As Melanne said, before I came back into government, I was teaching at the Harvard Kennedy School of Government. And so whenever I’m on a college campus, or meeting with students which I try to do every place I travel, I can feel my inner professor coming out. Which is why I’m going to start by giving the students an assignment. Don’t worry, it’s an easy one. But I want you all — especially the young women among you — to start thinking now about what question you want to ask me and Linda. I want to make sure when that question time comes that it’s the women who raise their hands first. Madeleine would have wanted it that way.

Because nothing would honor the memory of our friend and your professor Madeleine Albright more than to make this a true symposium — an exchange of ideas, an opportunity to broaden our points of view and to come to new ways of thinking about the world. And I can tell you dealing with the world every day, we need some new ways to think about the world. So although I am going to share some memories and reflections with you, and Linda is going to do the same, at the end of this, most of all we want to hear what is on your minds, what you’re thinking about, what you want to do, what you hope to see, what your ideas are.

I have thought about Madeleine nearly every day — often more than once — in the months since she died. We were close friends, colleagues, and even business partners — we did do the private sector — for more than three decades. And I welcome my Albright Stonebridge colleagues here today. I treasured her expertise, her example, and her irrepressible spirit and wicked sense of humor. As we have watched horrors unfolding in Ukraine week after week, all at the behest of Vladimir Putin — alongside all the other challenges in our world today — we all have had ample reason to miss her diplomatic mind, her insights into authoritarianism, and her profound commitment to democracy and freedom.But I most today want to reflect on what Madeleine meant for women — and what she did for women, throughout her career and her lifetime.

We were a little more than 10 years apart in age, Madeleine and I, but the timing of the women’s rights movement in the United States meant we had very different experiences as young women entering the world. When I graduated from college, there was never any doubt that I would go into the workforce and have my own career. Madeleine, on the other hand, was told that she could not pursue her first choice of work — as a journalist — because her husband was already a journalist. Husbands and wives could not work at the same newspaper, she was told, and the idea of spouses working at competing outlets was absolutely unthinkable.

So, Madeleine forged a different path — through academia to foreign policy and Democratic politics, all while raising three incredible daughters.

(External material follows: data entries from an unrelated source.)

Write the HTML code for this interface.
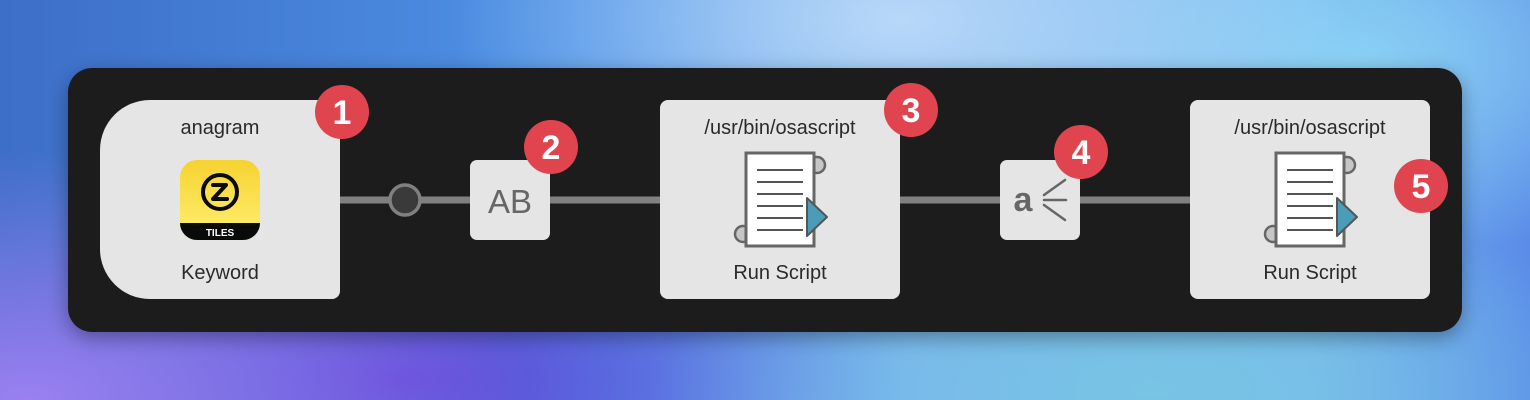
<!DOCTYPE html>
<html><head><meta charset="utf-8"><style>
html,body{margin:0;padding:0;width:1530px;height:400px;overflow:hidden}
body{background:
radial-gradient(ellipse 500px 250px at 30px 400px,#9a80f0 0%,rgba(154,128,240,0) 100%),
radial-gradient(ellipse 500px 200px at 1150px 390px,#78c4e4 0%,rgba(120,196,228,0) 100%),
radial-gradient(ellipse 450px 220px at 900px 20px,#b8d8f8 0%,rgba(184,216,248,0) 100%),
radial-gradient(ellipse 400px 200px at 1350px 60px,#8ad0f4 0%,rgba(138,208,244,0) 100%),
radial-gradient(ellipse 500px 200px at 400px 380px,#6248d8 0%,rgba(98,72,216,0) 100%),
linear-gradient(90deg,#3d6ec8 0%,#4f94e8 40%,#7ab0f0 60%,#78b8f0 85%,#5a8ce8 100%);}
svg{position:absolute;left:0;top:0}
text{font-family:"Liberation Sans",sans-serif}
</style></head><body>
<svg width="1530" height="400" viewBox="0 0 1530 400">
<defs><filter id="sh" x="-10%" y="-30%" width="120%" height="160%"><feDropShadow dx="0" dy="6" stdDeviation="10" flood-color="#000" flood-opacity="0.35"/></filter></defs>
<rect x="68" y="68" width="1394" height="264" rx="24" fill="#1e1e1e" filter="url(#sh)"/>
<line x1="340" y1="200" x2="1190" y2="200" stroke="#808080" stroke-width="7"/>
<circle cx="405" cy="200" r="15" fill="#3a3a3a" stroke="#808080" stroke-width="3.5"/>
<path d="M150 100 H332 a8 8 0 0 1 8 8 V291 a8 8 0 0 1 -8 8 H150 a50 50 0 0 1 -50 -50 V150 a50 50 0 0 1 50 -50 Z" fill="#e5e5e5"/>
<text x="220" y="134" font-size="20" fill="#2a2a2a" text-anchor="middle">anagram</text>
<text x="220" y="279" font-size="20" fill="#2a2a2a" text-anchor="middle">Keyword</text>
<defs><linearGradient id="yg" x1="0" y1="0" x2="0" y2="1"><stop offset="0" stop-color="#f6d230"/><stop offset="1" stop-color="#fff072"/></linearGradient>
<clipPath id="ic"><rect x="180" y="160" width="80" height="80" rx="17"/></clipPath></defs>
<g clip-path="url(#ic)"><rect x="180" y="160" width="80" height="80" fill="url(#yg)"/><rect x="180" y="223" width="80" height="17" fill="#0a0a0a"/></g>
<circle cx="220" cy="192" r="17" fill="none" stroke="#0a0a0a" stroke-width="4"/>
<path d="M213 185 H226 L213 199 H227" fill="none" stroke="#0a0a0a" stroke-width="4" stroke-linejoin="round" stroke-linecap="round"/>
<text x="220" y="236" font-size="10" font-weight="bold" fill="#fff" text-anchor="middle">TILES</text>
<rect x="470" y="160" width="80" height="80" rx="7" fill="#e5e5e5"/>
<text x="510" y="213" font-size="33" fill="#666" text-anchor="middle">AB</text>
<rect x="660" y="100" width="240" height="199" rx="8" fill="#e5e5e5"/>
<text x="780" y="134" font-size="20" fill="#2a2a2a" text-anchor="middle">/usr/bin/osascript</text>
<text x="780" y="279" font-size="20" fill="#2a2a2a" text-anchor="middle">Run Script</text>
<g id="scr">
<circle cx="817" cy="165" r="8" fill="#c6c6c6" stroke="#666" stroke-width="2.5"/>
<circle cx="743" cy="234" r="8" fill="#c6c6c6" stroke="#666" stroke-width="2.5"/>
<rect x="746" y="153" width="68" height="93" fill="#fff" stroke="#666" stroke-width="3"/>
<g stroke="#555" stroke-width="2"><line x1="757" y1="170" x2="803" y2="170"/><line x1="757" y1="182" x2="803" y2="182"/><line x1="757" y1="194" x2="803" y2="194"/><line x1="757" y1="206" x2="803" y2="206"/><line x1="757" y1="218" x2="803" y2="218"/><line x1="757" y1="230" x2="803" y2="230"/></g>
<path d="M807 198 L827 217 L807 236 Z" fill="#4b9cb9" stroke="#555" stroke-width="2" stroke-linejoin="round"/>
</g>
<rect x="1000" y="160" width="80" height="80" rx="7" fill="#e5e5e5"/>
<text x="1023" y="211" font-size="34" font-weight="bold" fill="#666" text-anchor="middle">a</text>
<g stroke="#666" stroke-width="2.5" stroke-linecap="round"><line x1="1044" y1="195" x2="1065" y2="180"/><line x1="1044" y1="200" x2="1066" y2="200"/><line x1="1044" y1="205" x2="1065" y2="220"/></g>
<rect x="1190" y="100" width="240" height="199" rx="8" fill="#e5e5e5"/>
<text x="1310" y="134" font-size="20" fill="#2a2a2a" text-anchor="middle">/usr/bin/osascript</text>
<text x="1310" y="279" font-size="20" fill="#2a2a2a" text-anchor="middle">Run Script</text>
<use href="#scr" x="530" y="0"/>
<g fill="#e0454f"><circle cx="342" cy="112" r="27"/><circle cx="551" cy="147" r="27"/><circle cx="911" cy="110" r="27"/><circle cx="1081" cy="152" r="27"/><circle cx="1421" cy="186" r="27"/></g>
<g fill="#fff" font-size="34" font-weight="bold" text-anchor="middle">
<text x="342" y="124">1</text><text x="551" y="159">2</text><text x="911" y="122">3</text><text x="1081" y="164">4</text><text x="1421" y="198">5</text></g>
</svg>
</body></html>
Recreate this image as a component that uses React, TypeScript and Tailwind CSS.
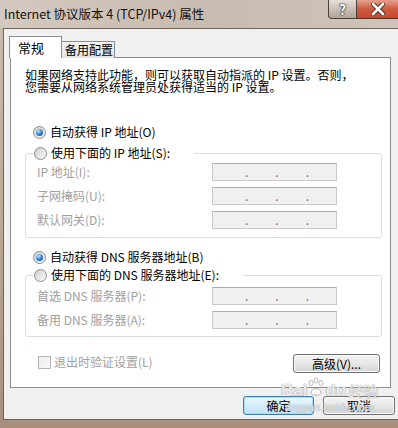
import React from "react";

// Win7 style radio button
function Radio({ checked }: { checked?: boolean }) {
  return (
    <span className="w-[13px] h-[13px] shrink-0 rounded-full border border-[#8b8c8e] bg-gradient-to-br from-[#cfcfcf] to-[#fbfbfb] flex items-center justify-center">
      {checked && (
        <span className="w-[7px] h-[7px] rounded-full bg-[radial-gradient(circle_at_35%_30%,#bfe6ff,#2a7ad0_55%,#10408a)]" />
      )}
    </span>
  );
}

// disabled ip box with the three dots
function IpBox() {
  return (
    <div className="w-[125px] h-[18px] border border-[#c9c9c9] border-t-[#adadad] bg-[#f0f0f0] flex items-end pb-[3px] pl-[32px] text-[#6d6d6d] leading-[10px]">
      <span className="w-[31px]">.</span>
      <span className="w-[31px]">.</span>
      <span className="w-[31px]">.</span>
    </div>
  );
}

function Row({ label }: { label: string }) {
  return (
    <div className="flex items-center h-[18px]">
      <span className="w-[175px] text-[#a0a0a0]">{label}</span>
      <IpBox />
    </div>
  );
}

function Button({ label, primary }: { label: string; primary?: boolean }) {
  return (
    <button
      className={
        primary
          ? "h-[19px] w-[71px] rounded-[3px] border border-[#3c7fb1] bg-gradient-to-b from-[#eaf6fd] to-[#bfe3f7] shadow-[inset_0_0_0_1px_#a8dcf6] leading-none"
          : "h-[19px] w-[72px] rounded-[3px] border border-[#707070] bg-gradient-to-b from-[#f4f4f4] via-[#e7e7e7] to-[#d4d4d4] shadow-[inset_0_0_0_1px_#fcfcfc] leading-none"
      }
    >
      {label}
    </button>
  );
}

export default function App() {
  return (
    <div className="relative w-[398px] h-[428px] overflow-hidden flex flex-col bg-gradient-to-b from-[#cbbdb1] via-[#bca997] to-[#a88f7c] text-[12px] text-black font-['Noto_Sans_CJK_SC',sans-serif]">
      {/* title bar */}
      <div className="h-[28px] shrink-0 flex items-start bg-gradient-to-r from-[#d4c9c0] via-[#c8bbaf] to-[#cfc4ba]">
        <span className="pl-[4px] pt-[5px] text-[12.5px] leading-[18px] text-[#111]">
          Internet 协议版本 4 (TCP/IPv4) 属性
        </span>
        <div className="ml-auto mr-[-2px] flex h-[19px]">
          <div className="w-[29px] h-full border border-t-0 border-[#4d4038] rounded-bl-[4px] bg-gradient-to-b from-[#e6e0da] via-[#c9bfb6] to-[#b1a498] flex items-center justify-center font-bold text-[14px] text-white [text-shadow:0_0_1px_#222,0_0_1px_#222,0_0_2px_#333]">
            ?
          </div>
          <div className="w-[43px] h-full border border-t-0 border-l-0 border-[#4d3028] bg-gradient-to-b from-[#e6a08d] via-[#cf5a40] to-[#c8472c] flex items-center justify-center">
            <svg width="14" height="12" viewBox="0 0 14 12">
              <path d="M2 1 L12 11 M12 1 L2 11" stroke="#3a2a2a" strokeWidth="4.5" strokeLinecap="round" />
              <path d="M2 1 L12 11 M12 1 L2 11" stroke="#ffffff" strokeWidth="2.6" strokeLinecap="round" />
            </svg>
          </div>
        </div>
      </div>

      {/* client area */}
      <div className="flex-1 ml-[3px] mb-[8px] flex flex-col bg-[#f0f0f0] border-l border-t border-b border-[#6f6258]">
        {/* tabs */}
        <div className="relative z-10 flex items-end mt-[7px] ml-[5px] h-[22px] -mb-px">
          <div className="h-[22px] w-[53px] border border-b-0 border-[#898c95] bg-white pl-[8px] pt-[3px] text-[13px] leading-[16px]">
            常规
          </div>
          <div className="h-[17px] w-[53px] border border-l-0 border-b-0 border-[#898c95] bg-gradient-to-b from-[#f3f3f3] to-[#e2e2e2] pl-[3px] leading-[16px]">
            备用配置
          </div>
        </div>

        {/* panel */}
        <div className="ml-[6px] w-[381px] h-[331px] border border-[#898c95] bg-white flex flex-col">
          <p className="pt-[11px] pl-[14px] leading-[12px]">
            如果网络支持此功能，则可以获取自动指派的 IP 设置。否则，
            <br />
            您需要从网络系统管理员处获得适当的 IP 设置。
          </p>

          <div className="mt-[32px] ml-[22px] flex items-center gap-[4px] h-[14px]">
            <Radio checked />
            <span>自动获得 IP 地址(O)</span>
          </div>

          <fieldset className="mt-[7px] ml-[14px] w-[357px] rounded-[3px] border border-[#d5dfe5] pl-[11px] pt-[3px] pb-[8px] flex flex-col gap-[6px]">
            <legend className="-ml-[3px] pr-[24px] h-[14px] flex items-center gap-[4px]">
              <Radio />
              <span>使用下面的 IP 地址(S):</span>
            </legend>
            <Row label="IP 地址(I):" />
            <Row label="子网掩码(U):" />
            <Row label="默认网关(D):" />
          </fieldset>

          <div className="mt-[12px] ml-[22px] flex items-center gap-[4px] h-[14px]">
            <Radio checked />
            <span>自动获得 DNS 服务器地址(B)</span>
          </div>

          <fieldset className="mt-[4px] ml-[14px] w-[357px] rounded-[3px] border border-[#d5dfe5] pl-[11px] pt-[5px] pb-[7px] flex flex-col gap-[6px]">
            <legend className="-ml-[3px] pr-[24px] h-[14px] flex items-center gap-[4px]">
              <Radio />
              <span>使用下面的 DNS 服务器地址(E):</span>
            </legend>
            <Row label="首选 DNS 服务器(P):" />
            <Row label="备用 DNS 服务器(A):" />
          </fieldset>

          <div className="mt-[17px] ml-[27px] mr-[10px] flex items-center">
            <span className="-mt-[3px] w-[13px] h-[13px] border border-[#b5b5b5] bg-gradient-to-br from-[#ececec] to-[#fafafa]" />
            <span className="-mt-[3px] ml-[3px] text-[#a0a0a0]">退出时验证设置(L)</span>
            <button className="ml-auto h-[19px] w-[87px] rounded-[3px] border border-[#707070] bg-gradient-to-b from-[#f4f4f4] via-[#e7e7e7] to-[#d4d4d4] shadow-[inset_0_0_0_1px_#fcfcfc] leading-none">
              高级(V)...
            </button>
          </div>
        </div>

        {/* dialog buttons */}
        <div className="mt-[8px] ml-[239px] flex gap-[9px]">
          <Button label="确定" primary />
          <Button label="取消" />
        </div>
      </div>

      {/* baidu watermark */}
      <div className="absolute left-[281px] top-[376px] flex flex-col items-center pointer-events-none text-white/80 [text-shadow:0_0_1px_#9a9a9a,0_0_1px_#9a9a9a]">
        <div className="flex items-end h-[24px]">
          <span className="text-[17px] font-bold leading-[18px] font-['Liberation_Sans',sans-serif]">Bai</span>
          <svg width="18" height="20" viewBox="0 0 18 20" className="mb-[3px] opacity-80">
            <g fill="#ffffff" stroke="#a8a8a8" strokeWidth="1">
              <ellipse cx="4" cy="6" rx="2" ry="2.6" />
              <ellipse cx="9" cy="3.5" rx="2" ry="2.6" />
              <ellipse cx="14" cy="6" rx="2" ry="2.6" />
              <path d="M4 16 C4 10 14 10 14 16 C14 19 4 19 4 16 Z" />
            </g>
          </svg>
          <span className="text-[17px] font-bold leading-[18px] font-['Liberation_Sans',sans-serif]">du</span>
          <span className="ml-[2px] text-[15px] leading-[18px]">经验</span>
        </div>
        <span className="text-[11px] leading-[14px] font-['Liberation_Sans',sans-serif]">jingyan.baidu.com</span>
      </div>
    </div>
  );
}
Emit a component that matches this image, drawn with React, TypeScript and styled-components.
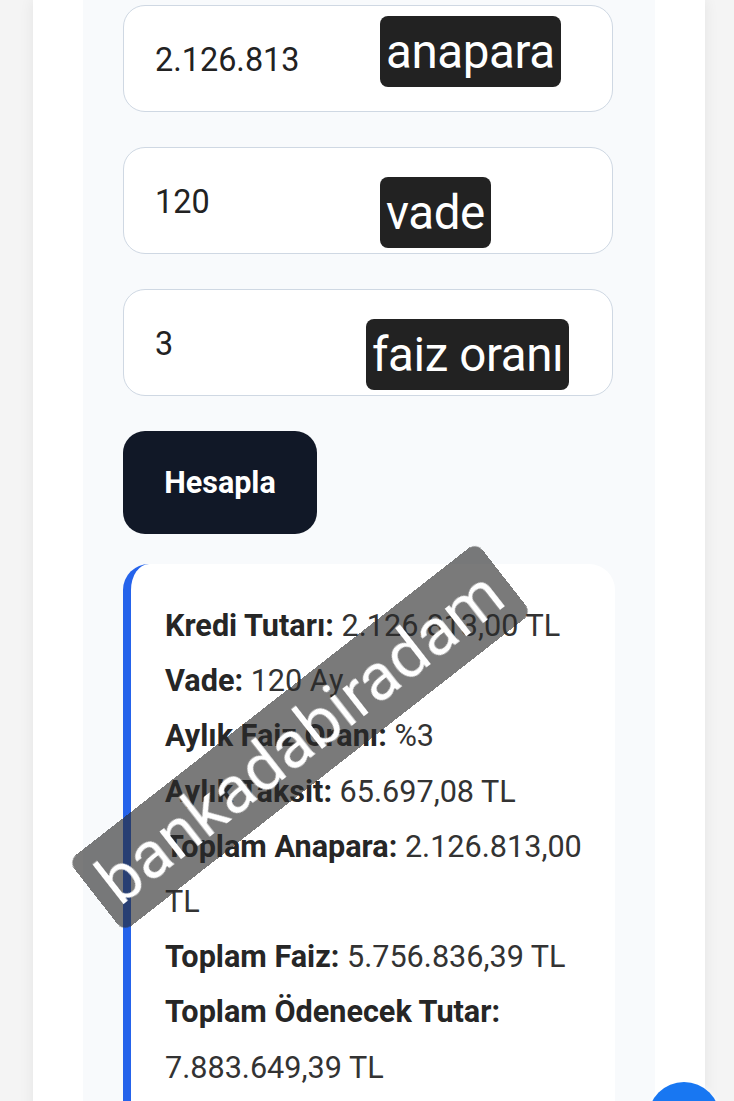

Along the way, she learned how to do a thing many women still find challenging — which was to speak up, to interrupt, to make sure her opinion was heard, and not to care too much about annoying the men around her while she did it.

This was by no means an easy thing to do. It still isn’t. There were so few women in foreign policy when Madeleine started working at the White House for then-National Security Advisor Brzezinski — much less women, many fewer, who had spent the last years raising a family. There were more than a few very serious people in the foreign policy establishment who looked askance at Madeleine, who called her unfortunately for them in the Washington Post second tier … that made her Secretary of State … who dismissed her, who didn’t take her analysis or her arguments seriously, because she hadn’t taken the same path that they had.

They couldn’t see that it was, in part, the diversity of Madeleine’s experiences that made her such an incisive, thoughtful, empathetic analyst — and, eventually, leader — in foreign policy. She was a refugee and an immigrant who had watched her mother rebuild their family’s lives time and time again in strange lands. A daughter who watched her diplomat father’s dreams of a democratic Czechoslovakia crushed not once, but twice, while she was still a child. A loving mother who could not quite quiet her curious mind, so she learned Russian while nursing her premature twins to health, and then earned a Ph.D. at Columbia — not an easy get.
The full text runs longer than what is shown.